===== DATASET SECTION =====
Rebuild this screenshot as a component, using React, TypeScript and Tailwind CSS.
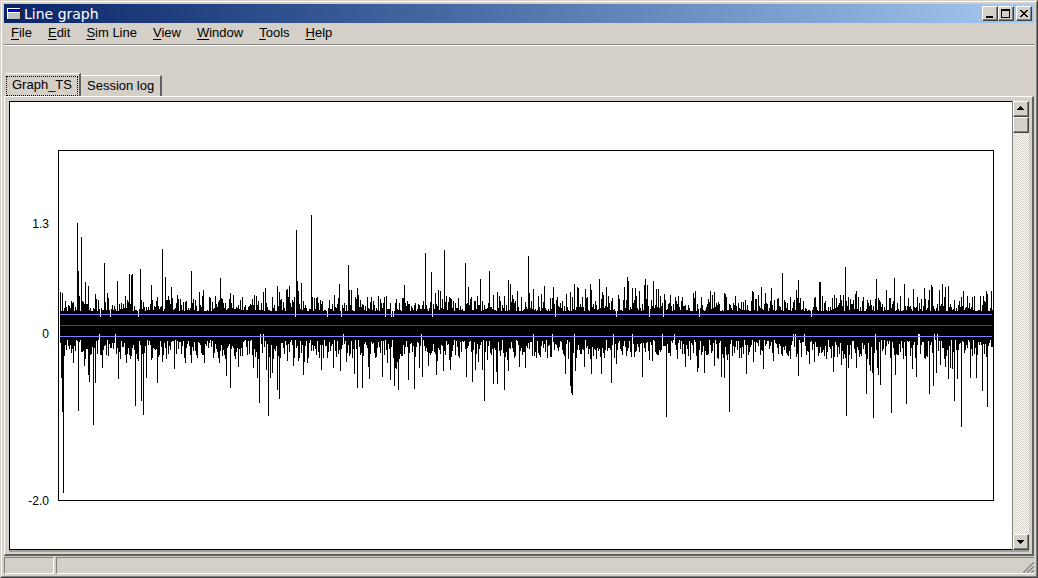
import React, { useState } from 'react';

const MENUS = ['File', 'Edit', 'Sim Line', 'View', 'Window', 'Tools', 'Help'];
const TABS = ['Graph_TS', 'Session log'];

const PLOT = { left: 59, right: 993, top: 151, bottom: 500 };

// [x, tip] of the samples that stand out above the band
const HIGHS: [number, number][] = [
  [60, 292], [62, 293], [77, 223], [78, 271], [81, 237], [85, 282], [88, 286],
  [95, 294], [104, 263], [107, 293], [117, 281], [129, 274], [131, 275],
  [132, 274], [140, 269], [151, 285], [157, 297], [162, 249], [165, 277],
  [168, 296], [171, 287], [177, 295], [191, 271], [199, 292], [203, 290],
  [209, 297], [220, 278], [230, 293], [233, 295], [242, 297], [254, 295],
  [263, 292], [265, 288], [277, 286], [279, 292], [286, 290], [287, 289],
  [289, 286], [296, 230], [297, 281], [298, 291], [301, 283], [311, 215],
  [334, 295], [339, 284], [348, 265], [349, 290], [351, 290], [357, 288],
  [358, 295], [360, 300], [371, 297], [378, 296], [396, 299], [404, 285],
  [425, 253], [431, 272], [435, 293], [438, 290], [440, 291], [444, 250],
  [465, 263], [468, 287], [470, 299], [477, 296], [480, 279], [489, 271],
  [493, 295], [497, 292], [499, 296], [508, 280], [510, 284], [512, 295],
  [517, 291], [521, 297], [528, 256], [529, 293], [533, 289], [541, 294],
  [544, 286], [553, 287], [557, 297], [566, 294], [570, 292], [574, 284],
  [577, 287], [578, 288], [585, 289], [587, 297], [590, 284], [591, 290],
  [599, 279], [602, 292], [603, 295], [606, 287], [608, 296], [618, 295],
  [624, 287], [627, 277], [628, 281], [632, 288], [635, 288], [639, 291],
  [644, 285], [645, 279], [647, 285], [653, 281], [656, 289], [658, 289],
  [664, 294], [670, 295], [678, 296], [693, 293], [695, 291], [701, 297],
  [710, 291], [712, 295], [714, 292], [724, 293], [725, 294], [752, 291],
  [753, 292], [758, 295], [761, 287], [765, 293], [771, 288], [782, 273],
  [796, 290], [798, 280], [819, 282], [820, 282], [832, 298], [834, 295],
  [840, 295], [843, 295], [845, 267], [848, 297], [855, 294], [856, 291],
  [863, 297], [876, 279], [886, 290], [889, 298], [894, 278], [900, 296],
  [904, 284], [913, 289], [917, 297], [924, 288], [929, 290], [931, 285],
  [932, 287], [939, 290], [942, 284], [945, 287], [948, 286], [954, 300],
  [963, 291], [974, 296], [980, 296], [986, 291], [987, 294], [991, 291],
];

// [x, tip] of the samples that stand out below the band
const LOWS: [number, number][] = [
  [61, 378], [62, 412], [63, 493], [73, 363], [78, 411], [84, 366], [88, 375],
  [89, 382], [93, 425], [95, 383], [102, 368], [118, 379], [126, 363],
  [135, 406], [138, 361], [141, 401], [143, 415], [146, 378], [157, 383],
  [162, 362], [174, 369], [185, 363], [191, 363], [204, 363], [219, 363],
  [226, 376], [230, 388], [238, 367], [253, 368], [257, 378], [259, 403],
  [266, 370], [268, 416], [270, 378], [272, 373], [277, 390], [279, 399],
  [287, 361], [293, 366], [298, 361], [303, 375], [304, 362], [307, 363],
  [321, 370], [333, 368], [340, 371], [346, 362], [354, 374], [357, 388],
  [362, 388], [368, 367], [369, 379], [382, 377], [387, 363], [390, 380],
  [394, 386], [395, 368], [396, 369], [397, 362], [398, 390], [408, 380],
  [414, 389], [419, 368], [422, 377], [428, 366], [436, 375], [437, 361],
  [443, 371], [450, 370], [466, 377], [472, 382], [475, 370], [478, 362],
  [482, 370], [484, 401], [493, 384], [496, 372], [497, 384], [504, 390],
  [508, 371], [519, 367], [525, 368], [565, 374], [570, 386], [571, 393],
  [572, 395], [575, 371], [584, 367], [591, 374], [601, 374], [611, 383],
  [616, 364], [642, 377], [649, 360], [652, 361], [666, 417], [685, 367],
  [697, 372], [698, 368], [704, 373], [714, 366], [721, 377], [724, 378],
  [729, 412], [746, 374], [753, 362], [763, 369], [773, 361], [798, 376],
  [809, 364], [814, 362], [833, 372], [841, 365], [846, 416], [848, 368],
  [856, 368], [866, 394], [869, 365], [870, 371], [872, 373], [873, 418],
  [877, 368], [878, 375], [880, 385], [891, 413], [895, 375], [906, 404],
  [912, 369], [916, 377], [929, 394], [933, 386], [936, 373], [940, 365],
  [945, 367], [948, 379], [950, 368], [952, 369], [954, 401], [957, 379],
  [961, 427], [970, 378], [976, 378], [982, 391], [987, 407],
];

const buildTrace = () => {
  const highs = new Map(HIGHS);
  const lows = new Map(LOWS);
  let seed = 20011;
  const random = () => {
    seed = (seed * 16807) % 2147483647;
    return seed / 2147483647;
  };

  let path = '';
  for (let x = 60; x < PLOT.right; x++) {
    const up = random();
    const down = random();
    const gap = random();
    const top =
      highs.get(x) ?? (gap < 0.03 ? 317 : Math.round(311 - 15 * up ** 2));
    const bottom =
      lows.get(x) ?? (gap > 0.97 ? 334 : Math.round(340 + 20 * down ** 1.3));
    path += `M${x} ${top}h1V${bottom}h-1z`;
  }
  return path;
};

const TRACE = buildTrace();

const App: React.FC = () => {
  const [tab, setTab] = useState(TABS[0]);

  return (
    <div className="flex min-h-screen flex-col border border-t-[#d4d0c8] border-r-[#404040] border-b-[#404040] border-l-[#d4d0c8] bg-[#d4d0c8] font-['Liberation_Sans',Arial,sans-serif] text-[13px] text-black">
      <div className="flex flex-1 flex-col border border-t-white border-r-[#808080] border-b-[#808080] border-l-white p-0.5">
        <TitleBar />
        <MenuBar />
        <div className="flex flex-1 flex-col pt-[27px]">
          <div role="tablist" className="flex items-end pl-0.5">
            {TABS.map((name) => (
              <Tab
                key={name}
                name={name}
                selected={name === tab}
                onSelect={() => setTab(name)}
              />
            ))}
          </div>
          <main className="flex flex-1 border-t border-r-2 border-b-2 border-l border-t-white border-r-[#606060] border-b-[#606060] border-l-white pt-1 pr-[3px] pb-0.5 pl-1">
            <div className="flex flex-1 border-b-2 border-[#a0a0a0]">
              <Graph />
              <ScrollBar />
            </div>
          </main>
        </div>
        <StatusBar />
      </div>
    </div>
  );
};

const TitleBar: React.FC = () => {
  return (
    <header className="flex h-[19px] items-center bg-linear-to-r from-[#0a246a] to-[#a6caf0] pr-0.5 pl-[3px] text-white">
      <svg className="h-3 w-3.5" viewBox="0 0 14 12" shapeRendering="crispEdges">
        <path d="M0 0h14v12H0z" fill="#202020" />
        <path d="M0 0h13v11H0z" fill="#fff" />
        <path d="M1 1h12v3H1z" fill="#0000e0" />
        <path d="M1 5h12v6H1z" fill="#c0c0c0" />
      </svg>
      <h1 className="ml-[3px] flex-1 font-['DejaVu_Sans',sans-serif] text-sm leading-4">
        Line graph
      </h1>
      <CaptionButton label="Minimize">
        <path d="M3 9h7v2H3z" />
      </CaptionButton>
      <CaptionButton label="Maximize">
        <path d="M2 2h9v9H2zM3 4v6h7V4z" fillRule="evenodd" />
      </CaptionButton>
      <div className="w-0.5" />
      <CaptionButton label="Close">
        <path d="M3 3h2v1h1v1h2V4h1V3h2v1h-1v1H9v1H8v1h1v1h1v1h1v1H9V9H8V8H6v1H5v1H3V9h1V8h1V7h1V6H5V5H4V4H3z" />
      </CaptionButton>
    </header>
  );
};

const CaptionButton: React.FC<{
  label: string;
  children: React.ReactNode;
}> = ({ label, children }) => {
  return (
    <button
      aria-label={label}
      className="h-[15px] w-4 border border-t-white border-r-[#404040] border-b-[#404040] border-l-white bg-[#d4d0c8] shadow-[inset_-1px_-1px_0_#808080]"
    >
      <svg className="h-[13px] w-3.5" viewBox="0 0 14 13" shapeRendering="crispEdges">
        {children}
      </svg>
    </button>
  );
};

const MenuBar: React.FC = () => {
  return (
    <nav className="flex h-[23px] gap-4 border-b border-white pl-[7px] shadow-[inset_0_-1px_0_#808080]">
      {MENUS.map((menu) => (
        <button key={menu} className="h-5 leading-5">
          <span className="underline decoration-1 underline-offset-2">
            {menu[0]}
          </span>
          {menu.slice(1)}
        </button>
      ))}
    </nav>
  );
};

const Tab: React.FC<{
  name: string;
  selected: boolean;
  onSelect: () => void;
}> = ({ name, selected, onSelect }) => {
  return (
    <button
      role="tab"
      aria-selected={selected}
      onClick={onSelect}
      className={
        selected
          ? 'h-[23px] border-t border-r-2 border-t-white border-r-[#606060] pt-0.5 pr-px'
          : 'h-[21px] border-t border-r-2 border-t-white border-r-[#606060] px-1.5 leading-5'
      }
    >
      {selected ? (
        <span className="block h-5 border border-dotted border-black px-[5px] leading-4">
          {name}
        </span>
      ) : (
        name
      )}
    </button>
  );
};

const Graph: React.FC = () => {
  return (
    <section className="flex flex-1 border-t border-b border-l border-black bg-white pt-12 pr-[18px] pb-12 pl-2">
      <div className="flex w-10 flex-col pr-[9px] text-right text-xs leading-4">
        <span className="flex grow-[66] items-end justify-end">1.3</span>
        <span className="flex grow-[94] items-end justify-end">0</span>
        <span className="-mb-2 flex grow-[151] items-end justify-end">-2.0</span>
      </div>
      <div className="flex flex-1 border border-black">
        <svg
          className="h-full min-h-[349px] w-full"
          viewBox={`${PLOT.left} ${PLOT.top} ${PLOT.right - PLOT.left} ${PLOT.bottom - PLOT.top}`}
          preserveAspectRatio="none"
          shapeRendering="crispEdges"
          role="img"
          aria-label="Graph_TS"
        >
          <path d={TRACE} />
          <path d="M60 314h932v1H60zM60 336h932v1H60z" fill="#8080ff" />
          <path d="M60 325h932v1H60z" fill="#ff0000" />
        </svg>
      </div>
    </section>
  );
};

const ScrollBar: React.FC = () => {
  return (
    <div className="flex w-[17px] flex-col border-l border-[#808080] bg-[repeating-conic-gradient(#ffffff_0_25%,#d4d0c8_0_50%)] bg-size-[2px_2px]">
      <ScrollButton label="Scroll up">
        <path d="M3 8h7v-1H9V6H8V5H7V4H6v1H5v1H4v1H3z" />
      </ScrollButton>
      <div className="h-4 border border-t-white border-r-[#404040] border-b-[#404040] border-l-white bg-[#d4d0c8] shadow-[inset_-1px_-1px_0_#808080]" />
      <div className="flex-1" />
      <ScrollButton label="Scroll down">
        <path d="M3 5h7v1H9v1H8v1H7v1H6V8H5V7H4V6H3z" />
      </ScrollButton>
    </div>
  );
};

const ScrollButton: React.FC<{
  label: string;
  children: React.ReactNode;
}> = ({ label, children }) => {
  return (
    <button
      aria-label={label}
      className="h-4 w-4 border border-t-white border-r-[#404040] border-b-[#404040] border-l-white bg-[#d4d0c8] shadow-[inset_-1px_-1px_0_#808080]"
    >
      <svg className="h-3.5 w-3.5" viewBox="0 0 14 14" shapeRendering="crispEdges">
        {children}
      </svg>
    </button>
  );
};

const StatusBar: React.FC = () => {
  return (
    <footer className="flex h-[18px] gap-0.5 pt-px">
      <div className="w-[50px] border border-t-[#808080] border-r-white border-b-white border-l-[#808080]" />
      <div className="flex flex-1 items-end justify-end border border-r-0 border-t-[#808080] border-b-white border-l-[#808080]">
        <svg className="h-3 w-3" viewBox="0 0 12 12">
          <path d="M0 12L12 0M4 12L12 4M8 12L12 8" stroke="#fff" />
          <path
            d="M1 12L12 1M5 12L12 5M9 12L12 9"
            stroke="#808080"
            strokeWidth="1.5"
          />
        </svg>
      </div>
    </footer>
  );
};

export default App;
=====
— EXERCISE DIRECTIONS —
Write out each line of the listing above, exactly, from its first line to the line holding "151, bottom: 500", inclusive. Skip the pictures.

— TASK ANSWER —
Rebuild this screenshot as a component, using React, TypeScript and Tailwind CSS.
import React, { useState } from 'react';

const MENUS = ['File', 'Edit', 'Sim Line', 'View', 'Window', 'Tools', 'Help'];
const TABS = ['Graph_TS', 'Session log'];

const PLOT = { left: 59, right: 993, top: 151, bottom: 500 };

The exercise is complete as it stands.